China Removes Foreign Investment Threshold on Domestic Securities, Futures

Chinese financial authorities relax controls over foreign institutional investors.

Author: Belinda Zhou   

China's central bank ramped up its opening policy for overseas institutional investors on Thursday, announcing the cancellation of their capital requirement.

The People's Bank of China and the State Administration of Foreign Exchange issued a report, Regulations on the Management of Domestic Securities and Futures Investment for Overseas Institutional Investors, on May 7. 

The first policy under the new regulation is that Qualified Foreign Institutional Investor, or QFII, as well as the Renminbi Qualified Foreign Institutional Investor, RQFII, can invest directly in Mainland China's bond and equity markets without requirements for investment quotas and trading accounts.

The qualified investors like QFIIs and RQFIIs only need to register for their cross-border capital remittance and exchange. 

The authorities said in the statement that the aim of the regulation is to further facilitate the participation of foreign investors in the Chinese financial market.

"The cancellation of QFII and RQFII investment quota management requirements is due to the continuous opening of two-way open channels in the domestic capital market, resulting in a decline in the need for QFII and RQFII quota management," Zunxin Zhang, a professor at Fudan University, said in an interview with Chinese business media.

"As a transitional financial arrangement for financial opening, the QFII system has completed its mission," Zhang added.
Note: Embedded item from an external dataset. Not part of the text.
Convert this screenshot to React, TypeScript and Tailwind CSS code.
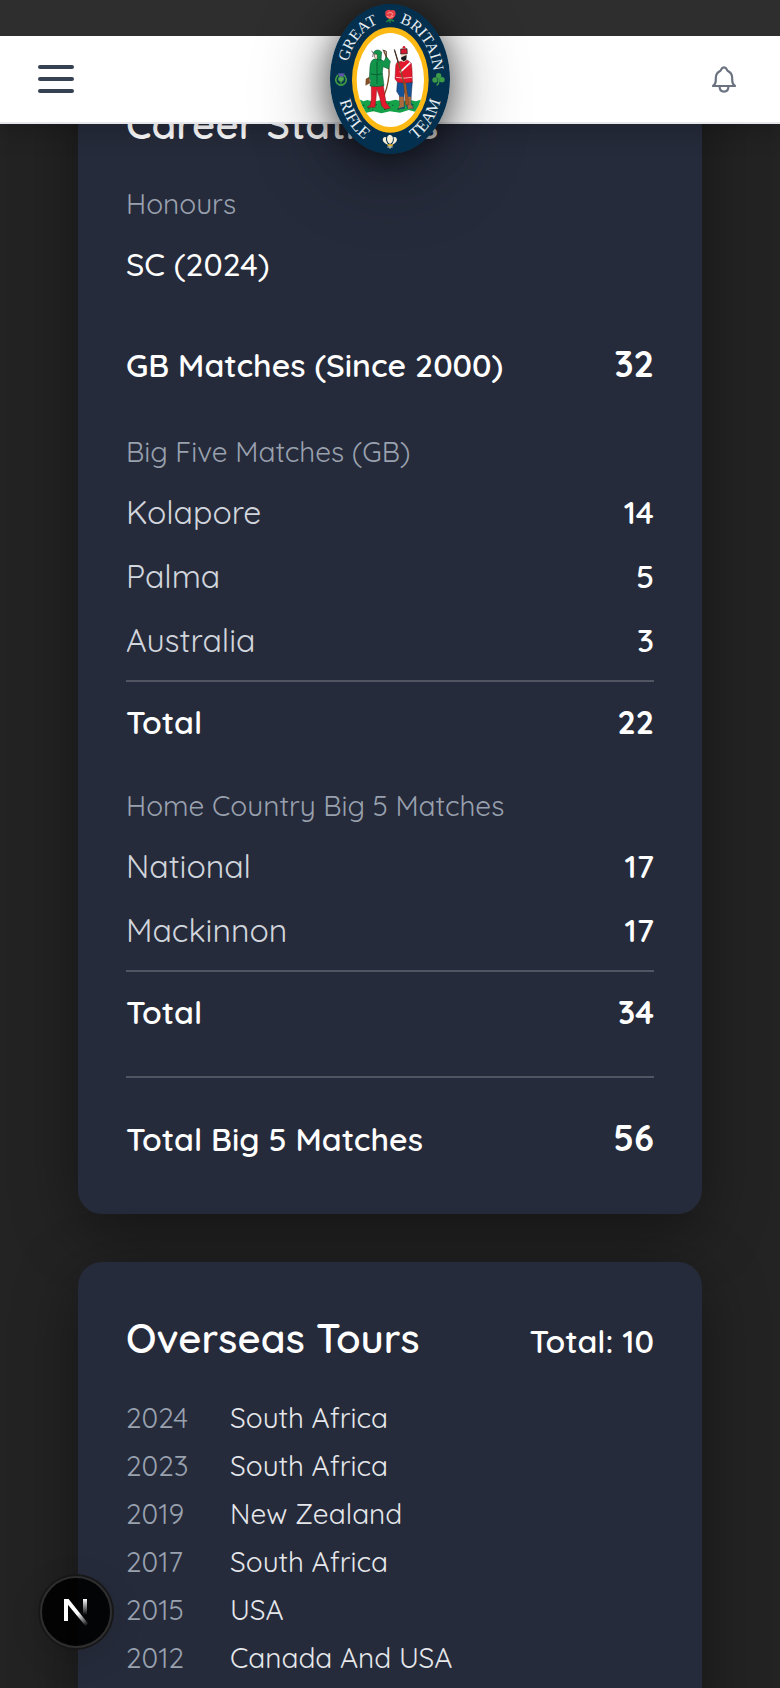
import React from "react";

const bigFiveRows = [
  { label: "Kolapore", value: 14 },
  { label: "Palma", value: 5 },
  { label: "Australia", value: 3 },
];

const homeRows = [
  { label: "National", value: 17 },
  { label: "Mackinnon", value: 17 },
];

const tours = [
  { year: 2024, place: "South Africa" },
  { year: 2023, place: "South Africa" },
  { year: 2019, place: "New Zealand" },
  { year: 2017, place: "South Africa" },
  { year: 2015, place: "USA" },
  { year: 2012, place: "Canada And USA" },
];

function Crest() {
  return (
    <svg viewBox="60 12 360 450" className="block h-[150px] w-[120px]" role="img" aria-label="Great Britain Rifle Team">
      <defs>
        <path id="arc-great" d="M110 208 A130 173 0 0 1 226 66" />
        <path id="arc-britain" d="M256 66 A130 173 0 0 1 371 226" />
        <path id="arc-rifle" d="M82 262 A160 206 0 0 0 200 438" />
        <path id="arc-team" d="M280 438 A160 206 0 0 0 398 262" />
        <clipPath id="crest-field">
          <ellipse cx="241" cy="240" rx="101" ry="141" />
        </clipPath>
      </defs>
      <ellipse cx="240" cy="237" rx="180" ry="225" fill="#03304f" />
      <ellipse cx="241" cy="240" rx="115" ry="158" fill="#fdb913" />
      <ellipse cx="241" cy="240" rx="101" ry="141" fill="#fff" />
      <g fill="#e8eef2" fontFamily="'Liberation Serif', serif" fontSize="47" textAnchor="middle">
        <text><textPath href="#arc-great" startOffset="50%">GREAT</textPath></text>
        <text><textPath href="#arc-britain" startOffset="50%">BRITAIN</textPath></text>
        <text fontSize="50"><textPath href="#arc-rifle" startOffset="50%">RIFLE</textPath></text>
        <text fontSize="50"><textPath href="#arc-team" startOffset="50%">TEAM</textPath></text>
      </g>

      {/* grass */}
      <g clipPath="url(#crest-field)">
        <path d="M140 304 L152 299 160 304 172 300 190 305 214 300 236 304 256 299 276 304 300 300 318 304 332 299 345 303 V330 L318 336 296 330 270 338 240 334 214 340 190 334 166 339 140 332Z" fill="#15a04a" />
        <path d="M158 316h5M174 326h5M196 314h5M222 328h5M246 316h5M262 328h5M306 314h5M322 326h5M186 330h4M234 310h4" stroke="#075c2b" strokeWidth="3" />
      </g>

      {/* archer */}
      <g strokeLinejoin="round">
        <path d="M221 152 C238 184 240 220 234 246 C231 264 227 276 222 286" fill="none" stroke="#7a4a24" strokeWidth="4" />
        <path d="M218 150 L229 154 228 180" fill="none" stroke="#40301f" strokeWidth="3" />
        <path d="M184 250 L184 296 181 315 171 322 195 322 198 296 200 266 209 292 215 318 226 328 241 324 228 308 219 252Z" fill="#e2182d" stroke="#7c1822" strokeWidth="1.5" />
        <path d="M192 177 Q182 181 180 200 L178 234 182 242 180 258 Q202 262 222 257 L217 218 219 200 236 207 241 184 229 170 222 184 212 178Z" fill="#12954b" stroke="#075530" strokeWidth="1.5" />
        <path d="M182 222 Q201 227 218 221 M201 184 V252" stroke="#075530" strokeWidth="2.5" fill="none" />
        <path d="M193 162 Q191 174 200 178 Q210 172 207 162Z" fill="#f4dcc4" stroke="#2d2a20" strokeWidth="1.5" />
        <path d="M202 180 L202 163 190 160 193 154 Q204 145 215 156 L213 180Z" fill="#12954b" stroke="#073f25" strokeWidth="1.5" />
        <path d="M185 152 L190 160 188 171" stroke="#222" strokeWidth="2" fill="none" />
        <path d="M177 232 L168 237 167 256 180 249Z" fill="#865026" stroke="#4e2c13" />
      </g>

      {/* rifleman */}
      <g strokeLinejoin="round">
        <path d="M262 247 L260 274 268 287 270 318 265 326 283 325 282 284 287 263 292 286 290 316 294 326 311 325 303 309 304 282 307 246Z" fill="#145295" stroke="#182a4a" strokeWidth="1.5" />
        <path d="M267 290h14l1 30 -18 5 5-9Z M290 290h13l-1 22 9 13 -17 2Z" fill="#a86b3d" />
        <path d="M269 185 Q258 184 257 199 L255 237 263 247 Q285 252 307 246 L306 209 304 190 293 181Z" fill="#e2182d" stroke="#7c1822" strokeWidth="1.5" />
        <path d="M270 217 L301 188" stroke="#fff" strokeWidth="5" />
        <path d="M258 232 Q282 237 306 232" stroke="#fff" strokeWidth="2" fill="none" />
        <path d="M254 152 L266 190 281 245 291 314" fill="none" stroke="#81502d" strokeWidth="4" />
        <path d="M253 148 L265 189" stroke="#333" strokeWidth="3" />
        <path d="M281 243 L288 252 297 314 287 315Z" fill="#a45a27" stroke="#613214" />
        <path d="M274 162h16v14l-6 9h-7l-4-9Z" fill="#f4dcc4" />
        <path d="M274 172 L290 165 289 179 281 184 273 177Z" fill="#171b20" />
        <path d="M272 147 L291 146 292 161 272 162Z" fill="#d71a2e" stroke="#171b20" strokeWidth="2" />
        <circle cx="282" cy="142" r="4" fill="#d71a2e" />
      </g>

      {/* rose */}
      <path d="M240 50 V68 M240 57 L229 66 M240 57 L252 64" stroke="#279142" strokeWidth="4" />
      <path d="M226 35 Q233 26 243 31 Q257 27 257 43 Q253 58 241 57 Q230 57 226 46Z" fill="#e43e48" />
      <path d="M233 42 Q237 32 246 39 Q252 44 243 49M230 49 Q239 56 249 49" fill="none" stroke="#ff9b91" strokeWidth="3" />

      {/* thistle */}
      <path d="M85 225 C76 231 74 245 84 252 Q93 259 102 252 C112 245 110 231 101 225" fill="none" stroke="#3f9a44" strokeWidth="5" />
      <path d="M88 231h12l4-11H84Z" fill="#5a55a5" />
      <path d="M86 233 Q93 228 101 233 L100 241 93 246 86 241Z M93 244v12" fill="#58a84e" stroke="#3f9a44" strokeWidth="3" />

      {/* shamrock */}
      <g fill="#3b9b47">
        <circle cx="386" cy="227" r="8" />
        <circle cx="375" cy="240" r="8" />
        <circle cx="396" cy="239" r="8" />
        <path d="M384 233 Q387 248 378 255 L383 257 Q391 249 389 233Z" />
      </g>

      {/* feathers */}
      <path d="M240 432 Q228 424 232 410 Q239 399 248 410 Q252 424 240 432Z" fill="#f6efd9" />
      <path d="M235 434 Q220 430 218 419 Q219 408 229 412 Q225 422 235 434ZM245 434 Q259 430 261 419 Q260 408 250 412 Q255 422 245 434Z" fill="#f6efd9" />
      <path d="M231 433 L250 433 247 439 234 439Z" fill="#e6b332" />
      <path d="M232 441h16M240 438v8" stroke="#e0dccd" strokeWidth="3" />
    </svg>
  );
}

function BellIcon() {
  return (
    <svg viewBox="0 0 24 27" className="h-[27px] w-6" fill="none" stroke="#6b7280" strokeWidth="2.2" strokeLinejoin="round" strokeLinecap="round" aria-hidden="true">
      <path d="M1 20 C2.8 19 3.8 17.5 3.8 14 V12 C3.8 8.5 5.6 6.2 8.4 4.8 C9.4 4.2 9 1.4 12 1.4 S14.6 4.2 15.6 4.8 C18.4 6.2 20.2 8.5 20.2 12 V14 C20.2 17.5 21.2 19 23 20 Z" />
      <path d="M7.6 20.5 C7.6 23.6 9.4 25.6 12 25.6 S16.4 23.6 16.4 20.5" />
    </svg>
  );
}

function Caption({ children }: { children: React.ReactNode }) {
  return <h3 className="text-[28px] leading-10 font-normal text-gray-400">{children}</h3>;
}

function StatRow({ label, value }: { label: string; value: number }) {
  return (
    <div className="flex items-baseline justify-between text-[32px] leading-[48px]">
      <dt className="text-gray-300">{label}</dt>
      <dd className="font-semibold">{value}</dd>
    </div>
  );
}

function StatGroup({ title, rows, total }: { title: string; rows: { label: string; value: number }[]; total: number }) {
  return (
    <div className="mt-10">
      <Caption>{title}</Caption>
      <dl className="mt-4 flex flex-col gap-4">
        {rows.map((row) => (
          <StatRow key={row.label} label={row.label} value={row.value} />
        ))}
        <div className="flex items-baseline justify-between border-t-2 border-white/20 pt-4 text-[32px] leading-[48px]">
          <dt className="font-semibold">Total</dt>
          <dd className="font-bold">{total}</dd>
        </div>
      </dl>
    </div>
  );
}

function Headline({ label, value }: { label: string; value: number }) {
  return (
    <div className="flex items-baseline justify-between">
      <span className="text-[32px] leading-[48px] font-semibold">{label}</span>
      <span className="text-4xl leading-[56px] font-bold">{value}</span>
    </div>
  );
}

const card = "rounded-3xl bg-[#262b3b] p-12 shadow-[0_16px_64px_rgba(0,0,0,0.4)]";

export default function App() {
  return (
    <div className="flex h-screen flex-col overflow-hidden bg-[#232323] font-['Quicksand','Lato',sans-serif] text-white">
      <header className="relative z-10 shrink-0 bg-[#2e2e2e] pt-9 shadow-[0_8px_24px_rgba(0,0,0,0.2)]">
        <div className="flex h-22 items-center justify-between border-b-2 border-gray-200 bg-white px-[38px]">
          <button type="button" aria-label="Open menu" className="flex w-9 flex-col gap-2">
            <span className="h-1 rounded-full bg-gray-700" />
            <span className="h-1 rounded-full bg-gray-700" />
            <span className="h-1 rounded-full bg-gray-700" />
          </button>
          <button type="button" aria-label="Notifications" className="px-1.5">
            <BellIcon />
          </button>
        </div>
        <a href="#home" className="absolute top-1 left-1/2 -translate-x-1/2 rounded-[50%] shadow-[0_16px_80px_rgba(0,0,0,0.4),0_4px_32px_rgba(0,0,0,0.5)]">
          <Crest />
        </a>
      </header>

      <main className="min-h-0 flex-1 overflow-hidden">
        <div className="mx-auto -mt-[76px] flex w-4/5 flex-col gap-12">
          <section className={card}>
            <h2 className="text-[40px] leading-[56px] font-semibold">Career Statistics</h2>
            <div className="mt-8">
              <Caption>Honours</Caption>
              <p className="mt-4 text-[32px] leading-[48px] font-medium">SC (2024)</p>
            </div>
            <div className="mt-12">
              <Headline label="GB Matches (Since 2000)" value={32} />
            </div>
            <StatGroup title="Big Five Matches (GB)" rows={bigFiveRows} total={22} />
            <StatGroup title="Home Country Big 5 Matches" rows={homeRows} total={34} />
            <div className="mt-10 border-t-2 border-white/20 pt-8">
              <Headline label="Total Big 5 Matches" value={56} />
            </div>
          </section>

          <section className={card}>
            <div className="flex items-baseline justify-between">
              <h2 className="text-[40px] leading-[56px] font-semibold">Overseas Tours</h2>
              <span className="text-[32px] leading-[48px] font-semibold">Total: 10</span>
            </div>
            <ul className="mt-8 flex flex-col gap-2 text-[28px] leading-10">
              {tours.map((tour) => (
                <li key={tour.year} className="flex gap-6">
                  <span className="w-20 text-gray-400">{tour.year}</span>
                  <span className="text-gray-200">{tour.place}</span>
                </li>
              ))}
            </ul>
          </section>
        </div>
      </main>

      <button
        type="button"
        aria-label="Open developer tools"
        className="fixed bottom-10 left-10 z-20 flex size-18 items-center justify-center rounded-full border-2 border-[#2e2e2e] bg-black/90 shadow-[0_0_0_2px_#171717,0_8px_32px_rgba(0,0,0,0.15)]"
      >
        <svg viewBox="0 0 26 28" className="h-7 w-[26px]" aria-hidden="true">
          <defs>
            <linearGradient id="n-diagonal" x1="14" y1="16" x2="24" y2="28" gradientUnits="userSpaceOnUse">
              <stop stopColor="#fff" />
              <stop offset="1" stopColor="#fff" stopOpacity="0" />
            </linearGradient>
            <linearGradient id="n-stem" x1="21" y1="1" x2="21" y2="17" gradientUnits="userSpaceOnUse">
              <stop stopColor="#fff" />
              <stop offset="1" stopColor="#fff" stopOpacity="0" />
            </linearGradient>
          </defs>
          <path d="M1 1H5V23H1Z" fill="#fff" />
          <path d="M1 1H5.6L25.5 26 22.5 28 1 2Z" fill="url(#n-diagonal)" />
          <path d="M20 1H24V18H20Z" fill="url(#n-stem)" />
        </svg>
      </button>
    </div>
  );
}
Chinese regulators also greatly simplified the procedures for remittance of domestic securities investment income of qualified investors. Foreign investors can just summit tax payment commitment letters going forward. In the past, investors were required to file materials such as the special investment income audit report and tax filing form issued by Chinese certified public accountants.

QFIIs and RQFIIs are free to independently choose the local and foreign currency and the timing of remitted funds.
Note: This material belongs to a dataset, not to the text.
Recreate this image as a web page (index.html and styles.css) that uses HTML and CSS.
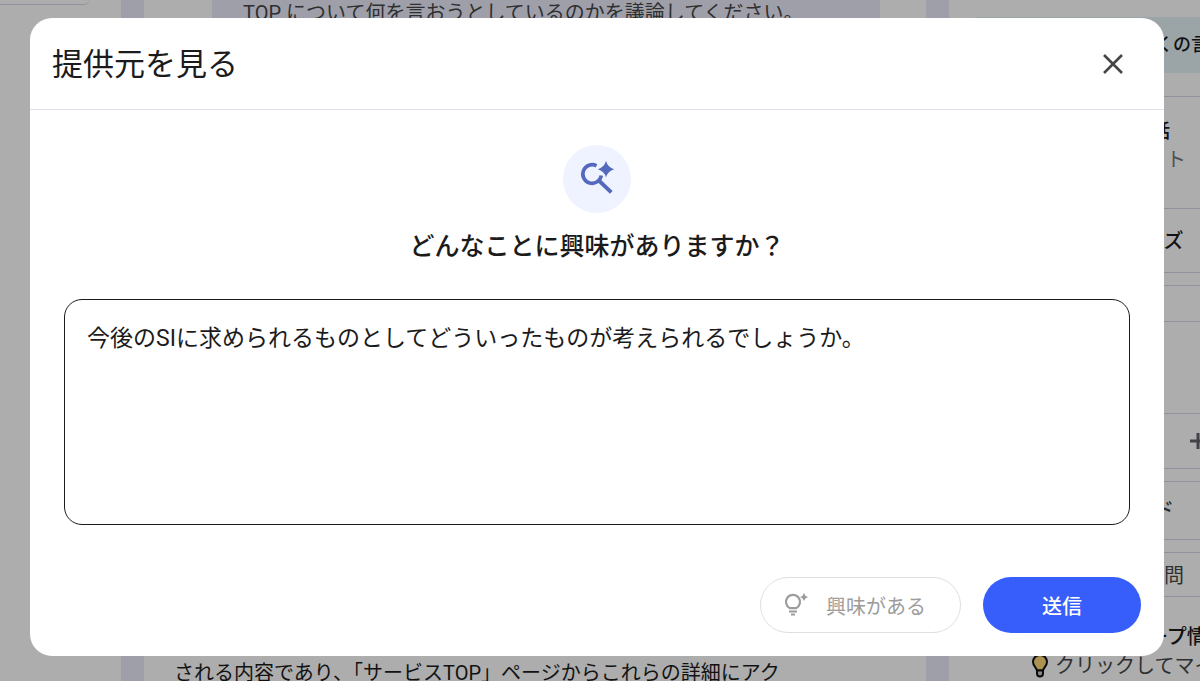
FILE: index.html
```html
<!DOCTYPE html>
<html lang="ja">
<head>
  <meta charset="UTF-8">
  <meta name="viewport" content="width=device-width, initial-scale=1">
  <title>提供元を見る</title>
  <link rel="stylesheet" href="styles.css">
</head>
<body>

  <div class="app">
    <aside class="left">
      <div class="left-card"></div>
    </aside>

    <main class="chat">
      <div class="bubble">TOP について何を言おうとしているのかを議論してください。</div>
      <p class="answer">される内容であり、「サービスTOP」ページからこれらの詳細にアク</p>
    </main>

    <aside class="right">
      <div class="banner">多くの言</div>
      <div class="studio">
        <div class="talk">
          <strong>会話</strong>
          <span class="list">スト</span>
        </div>
        <div class="custom shift"><strong>イズ</strong></div>
      </div>
      <div class="panel">
        <div class="panel-head"></div>
        <div class="panel-body"></div>
        <div class="panel-add">
          <svg width="18" height="18" viewBox="0 0 18 18"><path d="M9 1v16M1 9h16" stroke="#62646a" stroke-width="3"/></svg>
        </div>
      </div>
      <div class="panel guide">ード</div>
      <div class="panel faq shift">質問</div>
      <strong class="info">ープ情</strong>
      <div class="hint">
        <svg width="18" height="24" viewBox="0 0 18 24">
          <path d="M6 16.500C5.500 13.500 2 12 2 8a7 7 0 0 1 14 0c0 4-3.500 5.500-4 8.500z" fill="#ffd676" stroke="#111" stroke-width="2"/>
          <path d="M6 16.500v3a3 3 0 0 0 6 0v-3z" fill="#c8ccd2" stroke="#111" stroke-width="2"/>
        </svg>
        <span>クリックしてマイ</span>
      </div>
    </aside>
  </div>

  <div class="backdrop">
    <form class="modal" role="dialog" aria-labelledby="modalTitle">
      <header class="modal-header">
        <h1 id="modalTitle">提供元を見る</h1>
        <button type="button" class="close" aria-label="閉じる">
          <svg width="22" height="22" viewBox="0 0 22 22"><path d="M2 2l18 18M20 2L2 20" stroke="#444746" stroke-width="2.600"/></svg>
        </button>
      </header>

      <div class="modal-body">
        <div class="search-icon">
          <svg width="68" height="68" viewBox="0 0 68 68">
            <path d="M33.500 20.800A9.300 9.300 0 1 0 38.300 30.500" fill="none" stroke="#5468bd" stroke-width="3.600"/>
            <path d="M35.800 35.500L48.300 47.300" stroke="#5468bd" stroke-width="3.800"/>
            <path d="M43 16q1.800 6.500 8.200 8.300-6.400 1.700-8.200 8.200-1.800-6.500-8.200-8.200 6.400-1.800 8.200-8.300z" fill="#5468bd"/>
          </svg>
        </div>
        <label for="interest">どんなことに興味がありますか？</label>
        <textarea id="interest" name="interest">今後のSIに求められるものとしてどういったものが考えられるでしょうか。</textarea>
      </div>

      <footer class="modal-footer">
        <button type="button" class="btn curious" disabled>
          <svg width="24" height="24" viewBox="0 0 24 24">
            <path d="M6 15.200a7 7 0 1 1 6 0z" fill="none" stroke="#9c9c9c" stroke-width="2.200"/>
            <path d="M5 18.500h8M7 21.500h4" stroke="#9c9c9c" stroke-width="2"/>
            <path d="M20 0q.8 3.200 4 4-3.200.8-4 4-.8-3.200-4-4 3.200-.8 4-4z" fill="#9c9c9c"/>
          </svg>
          興味がある
        </button>
        <button type="submit" class="btn send">送信</button>
      </footer>
    </form>
  </div>

</body>
</html>
```
FILE: styles.css
```css
* {
  box-sizing: border-box;
}

body {
  margin: 0;
  font-family: Roboto, "Noto Sans CJK JP", sans-serif;
  font-size: 20px;
  color: #1b1b1c;
}

strong {
  font-weight: 500;
}

/* page behind the dialog */
.app {
  display: grid;
  grid-template-columns: 121px 1fr 251px;
  gap: 23px;
  height: 100vh;
  overflow: hidden;
  background: #eaeafb;
  white-space: nowrap;
}

.left,
.chat,
.right {
  background: #fff;
  overflow: hidden;
}

.left-card {
  height: 5px;
  margin-right: 32px;
  border-bottom: 1px solid #d5d9e8;
  border-bottom-right-radius: 20px;
}

.bubble {
  height: 600px;
  margin: 0 46px 0 68px;
  padding: 0 31px;
  line-height: 26px;
  background: #eaeafb;
  color: #444746;
}

.answer {
  margin: 0;
  padding: 58px 30px 0;
  line-height: 30px;
}

.right {
  padding: 17px 0 0 26px;
}

.banner {
  height: 56px;
  padding-left: 162px;
  line-height: 56px;
  font-size: 18px;
  font-weight: 500;
  background: #e5f3f8;
}

/* the cards run on past the right edge of the window */
.studio,
.panel {
  margin-right: -20px;
  border: 1px solid #d5d9e8;
}

.studio {
  margin-top: 23px;
}

.talk {
  display: flex;
  flex-direction: column;
  height: 111px;
  padding: 20px 0 0 156px;
  line-height: 29px;
  color: #444746;
}

.talk strong {
  font-size: 19px;
  color: #1b1b1c;
}

.list {
  padding-left: 14px;
  color: #777a80;
}

.custom {
  height: 64px;
  line-height: 64px;
  border-top: 1px solid #d5d9e8;
}

.shift {
  padding-left: 168px;
}

.panel {
  margin-top: 12px;
  color: #444746;
}

.panel-head {
  height: 36px;
  border-bottom: 1px solid #d5d9e8;
}

.panel-body {
  height: 92px;
  border-bottom: 1px solid #d5d9e8;
}

.panel-add {
  display: flex;
  align-items: center;
  justify-content: flex-end;
  height: 54px;
}

.panel-add svg {
  margin-right: 12px;
}

.guide {
  height: 59px;
  padding-left: 158px;
  line-height: 56px;
  font-weight: 500;
}

.faq {
  height: 45px;
  line-height: 46px;
}

.info {
  display: block;
  margin-top: 25px;
  padding-left: 173px;
  line-height: 30px;
}

.hint {
  display: flex;
  align-items: center;
  gap: 6px;
  padding-left: 56px;
  line-height: 28px;
  color: #444746;
}

.hint svg {
  flex-shrink: 0;
}

/* dialog */
.backdrop {
  position: fixed;
  inset: 0;
  display: flex;
  padding: 18px 36px 25px 30px;
  background: rgba(0, 0, 0, 0.32);
}

.modal {
  display: flex;
  flex: 1;
  flex-direction: column;
  border-radius: 22px;
  background: #fff;
}

.modal-header {
  display: flex;
  align-items: center;
  justify-content: space-between;
  height: 92px;
  padding: 0 40px 0 22px;
  border-bottom: 1px solid #dde1eb;
}

.modal-header h1 {
  margin: 0;
  padding-bottom: 5px;
  font-size: 31px;
  font-weight: 400;
}

.close {
  display: flex;
  padding: 0;
  border: 0;
  background: none;
}

.modal-body {
  display: flex;
  flex: 1;
  flex-direction: column;
  align-items: center;
  padding: 35px 34px 52px;
}

.search-icon {
  width: 68px;
  height: 68px;
  border-radius: 50%;
  background: #eef3ff;
}

.modal-body label {
  margin: 14px 0 32px;
  line-height: 40px;
  font-size: 25px;
  font-weight: 500;
}

.modal-body textarea {
  flex: 1;
  width: 100%;
  padding: 20px 22px;
  border: 1px solid #1b1b1c;
  border-radius: 18px;
  outline: 0;
  resize: none;
  background: #fff;
  font: inherit;
  font-size: 23px;
  line-height: 38px;
  color: #1b1b1c;
}

.modal-footer {
  display: flex;
  justify-content: flex-end;
  gap: 22px;
  padding: 0 23px 23px;
}

.btn {
  display: flex;
  align-items: center;
  justify-content: center;
  height: 56px;
  border: 0;
  border-radius: 28px;
  font: inherit;
}

.curious {
  gap: 18px;
  padding: 0 34px 0 23px;
  border: 1px solid #dfdfdf;
  background: #fff;
  color: #9c9c9c;
}

.send {
  padding: 0 59px;
  background: #375dfb;
  color: #fff;
  font-weight: 500;
}
```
China introduced QFIIs in 2002, with which global institutional investors can invest in its renminbi-denominated capital market like "A-shares" in China's mainland Shanghai and Shenzhen stock exchanges.

RQFII is a modified version of QFII that allows foreign investment in the mainland via offshore renminbi accounts.

As of Thursday, 295 licensed QFIIs are allowed to invest $114.7 billion in China, according to Choice data. The total number of A-shares held by QFII reached 371 by the end of the first quarter. Tech stocks comprise the majority.